Citigroup Inc. investors rejected the bank’s executive pay plan, a first among the six largest U.S. lenders, amid criticism it lets Chief Executive Officer Vikram Pandit collect millions of dollars in rewards too easily.
About 45 percent of the votes favored the plan, which Citigroup had argued would help attract and retain top talent, according to a preliminary tally at the New York-based firm’s annual meeting in Dallas today. While the vote isn’t binding, outgoing Chairman Richard Parsons said changes will be made.
“That’s a serious matter,” Parsons said. The board will seek a more quantitative, formula-based method for setting top executives’ pay, he said. “We’re going to have some more conversation with our shareholders, make sure we understand their concerns and then fix it.”
The rejection is a rarity for companies in the U.S., which temporarily imposed pay curbs on financial firms as part of the industry’s $700 billion bailout in 2008. While new rules require “say-on-pay” votes, only 41 firms among the Russell 3000 Index failed last year to win a majority for executive pay plans, according to Ted Allen, a spokesman for ISS Proxy Advisory Services. Just two have been rejected this year, neither of them at banks, Allen said.
The Citigroup vote followed last month’s rejection by U.S. regulators of Pandit’s capital plan that included rewards for shareholders -- possibly including a higher dividend -- and the company’s disclosure that Pandit received compensation and retention packages that could be worth about $55 million.
The board awarded Pandit, 55, about $15 million in total compensation for 2011, a year in which the bank’s shares slumped 44 percent. That included a $5 million bonus and a separate, multiyear retention package that may pay about $40 million.

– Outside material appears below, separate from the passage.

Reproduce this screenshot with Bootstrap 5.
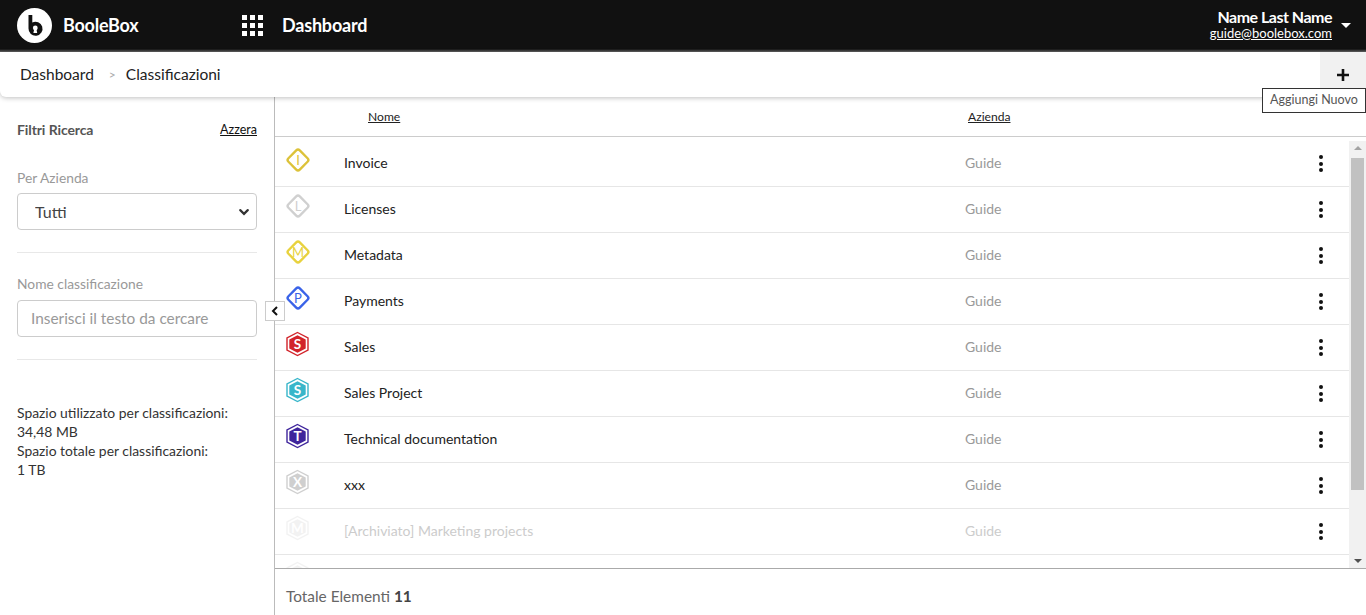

“This is a very historic action on the part of shareholders, and I think it’s a rebuke of what has gone on in terms of the leadership at Citigroup,” said Eleanor Bloxham, chief executive officer of the Value Alliance Co., a board advisory firm in Westerville, Ohio.
Citigroup accepted $45 billion from U.S. taxpayers to help it survive the financial crisis, and has since repaid the entire sum. Banks that took money from the Treasury Department’s Troubled Asset Relief Program in 2008 and 2009 were required to put a say-on-pay vote before shareholders, according to Bloxham. Such votes were required for all companies in the Dodd-Frank Act passed in 2010, she said.
The only large bank to have a compensation plan rejected by shareholders was Cleveland-based KeyCorp in 2010, she said. According to KeyCorp’s 2011 shareholder letter, the company subsequently reduced pay for then-CEO Henry L. Meyer III to $4.5 million from $5 million.
ISS and its competitor, Glass Lewis & Co., faulted Pandit’s payouts and recommended that investors reject the bank’s executive compensation plan for 2011. Pandit got more than Stuart Gulliver, CEO of HSBC Holdings Plc, the London-based lender that made more money than Citigroup in 2011 and posted a smaller share drop.
“Pandit’s 2011 incentive pay and multiple retention awards are substantially discretionary in nature or lack rigorous goals to incentivize improvement in shareholder value,” analysts for ISS, a unit of MSCI Inc., wrote in their report.
More than 150 people attended the annual meeting in addition to the board members and senior executives. All other management proposals passed with more than 80 percent of votes cast, including the election of directors, according to Citigroup Secretary Michael Helfer.
Parsons, 64, led Citigroup’s efforts to recover from its near-collapse 2008. He became chairman in 2009 and presided over repayment of the company’s U.S. bailout. His replacement, Michael O’Neill, 65, takes over in the wake of the Fed’s rejection of the bank’s capital plan.
The Fed didn’t accept Citigroup’s proposal because it would have caused the company’s capital levels to fall below minimum standards in a dire economic scenario. Pandit affirmed today that the lender may wait until it submits a 2013 plan to the Fed before seeking approval to boost the 1-cent quarterly payout or buy back shares.
“Creating shareholder value and also making sure that’s reflected in our book value is our No. 1 goal,” Pandit said today. Returning some of that value is a priority, he said, whether it’s a dividend or a share buyback.